The first country to fully accept Bitcoin is Japan. As of April 1, 2017, Bitcoin is considered an asset and a legal means of payment, administered by the Japan Financial Services Authority (JFSA). Some big organizations have recognized Bitcoin legal as a currency. The laws in banking have not changed, but they are also being considered to make Bitcoin even usable in everyday life.


In October 2015, the Court of Justice of the European Union ruled that “The exchange of traditional currencies for units of the ‘bitcoin’ virtual currency is exempt from VAT” and that “The Member States must exempt, inter alia, transactions relating to ‘currency, banknotes, and coins used as legal tender’”, making bitcoin a currency as opposed to being a commodity. According to judges, there should be no tax because bitcoins should be treated as a means of payment


Although not officially legal in the United States, the CFTC classifies cryptocurrencies as a trading item while the Treasury Department considers it as a money service business (MSB). The US government has been more open and positive about Bitcoin than many other countries. Although no financial manager considers it as a currency, Bitcoin is still reported in the tax returns. Additionally, The Financial Crimes Enforcement Network has been working on Bitcoin for a while, and Bitcoin is also available in the US derivatives market.
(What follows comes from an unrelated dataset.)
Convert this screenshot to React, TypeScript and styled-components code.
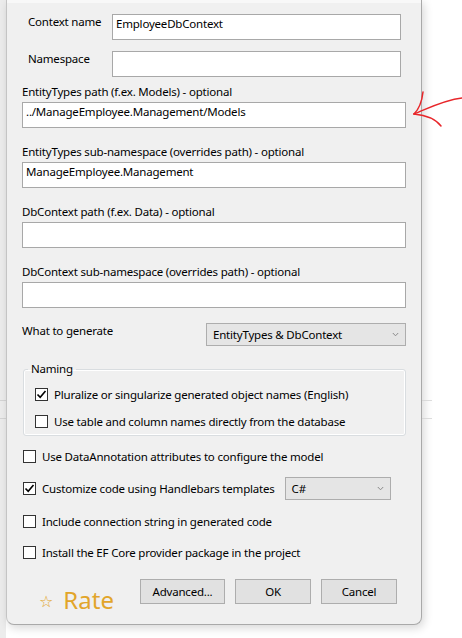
import React from "react";
import styled, { createGlobalStyle } from "styled-components";

const GlobalStyle = createGlobalStyle`
  body {
    margin: 0;
    background: #ffffff;
    font-family: "Noto Sans", "Open Sans", sans-serif;
    font-size: 11.5px;
    letter-spacing: -0.2px;
    color: #000000;
  }
`;

type CheckOptionProps = {
  label: string;
  checked?: boolean;
};

function CheckOption({ label, checked }: CheckOptionProps) {
  return (
    <CheckRow>
      <CheckBox>
        {checked && (
          <svg width="11" height="11" viewBox="0 0 11 11">
            <path d="M1.5 5.5 L4.2 8.3 L9.5 2" fill="none" stroke="#000" strokeWidth="1.6" />
          </svg>
        )}
      </CheckBox>
      <CheckLabel>{label}</CheckLabel>
    </CheckRow>
  );
}

function Chevron() {
  return (
    <svg width="7" height="5" viewBox="0 0 7 5">
      <path d="M0.8 1 L3.5 3.8 L6.2 1" fill="none" stroke="#8a8a8a" strokeWidth="1" />
    </svg>
  );
}

type SelectProps = {
  value: string;
  width: number;
};

function Select({ value, width }: SelectProps) {
  return (
    <SelectBox $width={width}>
      <span>{value}</span>
      <Chevron />
    </SelectBox>
  );
}

const pathFields = [
  { label: "EntityTypes path (f.ex. Models) - optional", value: "../ManageEmployee.Management/Models" },
  { label: "EntityTypes sub-namespace (overrides path) - optional", value: "ManageEmployee.Management" },
  { label: "DbContext path (f.ex. Data) - optional", value: "" },
  { label: "DbContext sub-namespace (overrides path) - optional", value: "" },
];

export default function App() {
  return (
    <Page>
      <GlobalStyle />
      <SideStrip />
      <Dialog>
        <TopEdge />
        <Body>
          <NameRow>
            <RowLabel>Context name</RowLabel>
            <TextBox $width={289}>EmployeeDbContext</TextBox>
          </NameRow>
          <NameRow $spaced>
            <RowLabel>Namespace</RowLabel>
            <TextBox $width={289} />
          </NameRow>

          {pathFields.map((field, i) => (
            <FieldGroup key={field.label} $first={i === 0}>
              <FieldLabel>{field.label}</FieldLabel>
              <TextBox>{field.value}</TextBox>
            </FieldGroup>
          ))}

          <GenerateRow>
            <GenerateLabel>What to generate</GenerateLabel>
            <Select value="EntityTypes & DbContext" width={200} />
          </GenerateRow>

          <NamingBox>
            <Legend>Naming</Legend>
            <CheckOption label="Pluralize or singularize generated object names (English)" checked />
            <CheckOption label="Use table and column names directly from the database" />
          </NamingBox>

          <OptionRow $top={10}>
            <CheckOption label="Use DataAnnotation attributes to configure the model" />
          </OptionRow>
          <OptionRow $top={11}>
            <CheckOption label="Customize code using Handlebars templates" checked />
            <TemplateSelect>
              <Select value="C#" width={106} />
            </TemplateSelect>
          </OptionRow>
          <OptionRow $top={11}>
            <CheckOption label="Include connection string in generated code" />
          </OptionRow>
          <OptionRow $top={11}>
            <CheckOption label="Install the EF Core provider package in the project" />
          </OptionRow>

          <Footer>
            <Rate>
              <Star>☆</Star>
              <span>Rate</span>
            </Rate>
            <Buttons>
              <Button $width={85}>Advanced...</Button>
              <Button $width={76}>OK</Button>
              <Button $width={76}>Cancel</Button>
            </Buttons>
          </Footer>
        </Body>
      </Dialog>
      <BackdropEdge />

      <Arrow width="58" height="46" viewBox="0 0 58 46">
        <g fill="none" stroke="#e8262a" strokeWidth="1.5" strokeLinecap="round">
          <path d="M10 30 C 25 24, 40 16, 58 14" />
          <path d="M19 8 C 18 17, 16 24, 10 30" />
          <path d="M10 30 C 20 31, 31 34, 37 42" />
        </g>
      </Arrow>
    </Page>
  );
}

const backdropLines = `
  linear-gradient(
    to bottom,
    transparent 400px,
    #d4d4d4 400px,
    #d4d4d4 401px,
    transparent 401px,
    transparent 418px,
    #d4d4d4 418px,
    #d4d4d4 419px,
    transparent 419px
  )
`;

const Page = styled.div`
  position: relative;
  width: 462px;
  height: 638px;
  display: flex;
  align-items: flex-start;
  overflow: hidden;
  background: #ffffff;
`;

const SideStrip = styled.div`
  width: 6px;
  height: 638px;
  flex-shrink: 0;
  background: ${backdropLines}, #ececec;
`;

const BackdropEdge = styled.div`
  width: 10px;
  height: 470px;
  flex-shrink: 0;
  background: ${backdropLines};
  opacity: 0.8;
`;

const Dialog = styled.div`
  width: 416px;
  height: 625px;
  box-sizing: border-box;
  flex-shrink: 0;
  display: flex;
  flex-direction: column;
  background: #f0f0f0;
  border-left: 1px solid #c4c4c4;
  border-right: 1px solid #a9a9a9;
  border-bottom: 1px solid #a9a9a9;
  border-radius: 0 0 8px 8px;
  box-shadow: 2px 3px 10px rgba(0, 0, 0, 0.16);
`;

const TopEdge = styled.div`
  height: 3px;
  background: #f8f8f8;
`;

const Body = styled.div`
  display: flex;
  flex-direction: column;
  padding: 11px 15px 0 15px;
`;

const NameRow = styled.div<{ $spaced?: boolean }>`
  display: flex;
  align-items: flex-start;
  padding-left: 6px;
  margin-top: ${(p) => (p.$spaced ? "11px" : "0")};
`;

const RowLabel = styled.div`
  width: 84px;
  line-height: 16px;
`;

const TextBox = styled.div<{ $width?: number }>`
  width: ${(p) => (p.$width ? `${p.$width}px` : "100%")};
  height: 26px;
  box-sizing: border-box;
  padding: 1px 3px 0 3px;
  line-height: 16px;
  background: #ffffff;
  border: 1px solid #a8a8a8;
  white-space: nowrap;
  overflow: hidden;
`;

const FieldGroup = styled.div<{ $first?: boolean }>`
  display: flex;
  flex-direction: column;
  margin-top: ${(p) => (p.$first ? "7px" : "16px")};
`;

const FieldLabel = styled.div`
  line-height: 16px;
  margin-bottom: 2px;
`;

const GenerateRow = styled.div`
  display: flex;
  align-items: flex-start;
  justify-content: space-between;
  margin-top: 15px;
`;

const GenerateLabel = styled.span`
  line-height: 16px;
`;

const SelectBox = styled.div<{ $width: number }>`
  width: ${(p) => p.$width}px;
  height: 23px;
  box-sizing: border-box;
  display: flex;
  align-items: center;
  justify-content: space-between;
  padding: 0 6px 0 6px;
  background: #e5e5e5;
  border: 1px solid #adadad;
  white-space: nowrap;
`;

const NamingBox = styled.fieldset`
  margin: 15px 0 0 1px;
  padding: 7px 10px 4px 11px;
  min-width: 0;
  display: flex;
  flex-direction: column;
  gap: 7px;
  border: 1px solid #d9dde0;
  border-radius: 3px;
  box-shadow: inset 0 0 0 1px #ffffff;
`;

const Legend = styled.legend`
  margin-left: -7px;
  padding: 0 3px;
  line-height: 16px;
`;

const CheckRow = styled.div`
  display: flex;
  align-items: center;
  height: 20px;
`;

const CheckBox = styled.div`
  width: 13px;
  height: 13px;
  box-sizing: border-box;
  flex-shrink: 0;
  margin-right: 6px;
  display: flex;
  align-items: center;
  justify-content: center;
  background: #ffffff;
  border: 1px solid #333333;
`;

const CheckLabel = styled.span`
  white-space: nowrap;
`;

const OptionRow = styled.div<{ $top: number }>`
  display: flex;
  align-items: center;
  min-height: 20px;
  margin: ${(p) => p.$top}px 0 0 1px;
`;

const TemplateSelect = styled.div`
  margin-left: 10px;
`;

const Footer = styled.div`
  display: flex;
  align-items: flex-start;
  margin-top: 17px;
`;

const Rate = styled.div`
  display: flex;
  align-items: center;
  gap: 10px;
  margin: 6px 0 0 17px;
  height: 30px;
  color: #e2a52a;
  font-size: 24px;
  letter-spacing: 0;
  line-height: 30px;
`;

const Star = styled.span`
  font-family: "DejaVu Sans", sans-serif;
  font-size: 16px;
  line-height: 16px;
  margin-top: 4px;
`;

const Buttons = styled.div`
  display: flex;
  gap: 10px;
  margin: 0 9px 0 auto;
`;

const Button = styled.button<{ $width: number }>`
  width: ${(p) => p.$width}px;
  height: 25px;
  padding: 0;
  font-family: inherit;
  font-size: 11.5px;
  letter-spacing: -0.2px;
  color: #000000;
  background: #e1e1e1;
  border: 1px solid #adadad;
  border-radius: 0;
`;

const Arrow = styled.svg`
  position: absolute;
  left: 404px;
  top: 84px;
`;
Orange is neutral markets that do not have direct legalization, but they also do not have any serious restrictions on the use of cryptocurrency.


In order to limit financial crimes, the government of India does not recognize Bitcoin and does not allow its citizens to use Bitcoin as a legal payment method. At the same time, the Central Bank of India recently announced that it would be illegal for financial institutions and banks to trade Bitcoin. However, experts say that individual investors in India could still hold Bitcoin and other cryptocurrencies, they can either exchange them into cash or trade through a foreign bank account. The Reverse Bank of India also said that they are looking at fiat cryptocurrencies rather than Bitcoin or other non-fiat cryptocurrencies.


At the end of 2017 and March 2018, the Vietnam government announced that any acts of issuing, distributing, using Bitcoin as a means of legal payment will be subjected to criminal prosecution, with fines up to $9000. These regulations also apply to limit the fraud, and Bitcoin trading, stocking and transferring in Vietnam is not prohibited.




Light pink countries are restricted to Bitcoin markets due to many bureaucratic rules, regulations attempted to slow down the use of cryptocurrency.


China has been strengthening its restrictions on Bitcoin. Beginning by not accepting the ICOs, in early 2018 the People’s Bank of China announced that they would crackdown on bitcoin mining and shut down bank accounts that relate to Bitcoin exchanges, China also bans internet and mobile access nationwide for everything related to Bitcoin transactions.


The People’s Republic of China is by far the most stringent cryptocurrency regulator since 2017, despite the increasing rate of Bitcoin being accepted and a huge number of Chinese miners that makes up more than 50% of the world’s miners. The information of whether Chinese people are still able to trade Bitcoin or not remains a question, as the government is currently studying the potential of Bitcoin and may soon turn into favouring cryptocurrency space.




Countries with dark pink colour are completely opposed to cryptocurrencies. These 7 countries include Algeria, Bolivia, Ecuador, Bangladesh, Nepal, Macedonia, and Russia. Noticeably, Russia is currently the largest country that officially considers Bitcoin as illegal.




As it is a new financial instrument, it will take time for many countries to answer the question of whether or not is Bitcoin legal. Financial regulators are still studying various aspects of Bitcoins and how it may impact the economy. This also explains why some countries in the grey area have not made any comments about the cryptocurrencies space. However, the growing speed of Bitcoin still surpasses the expectations of the experts. In the end, we may question the future of Bitcoin, but its positive impact as a store of value is, so far, undeniable.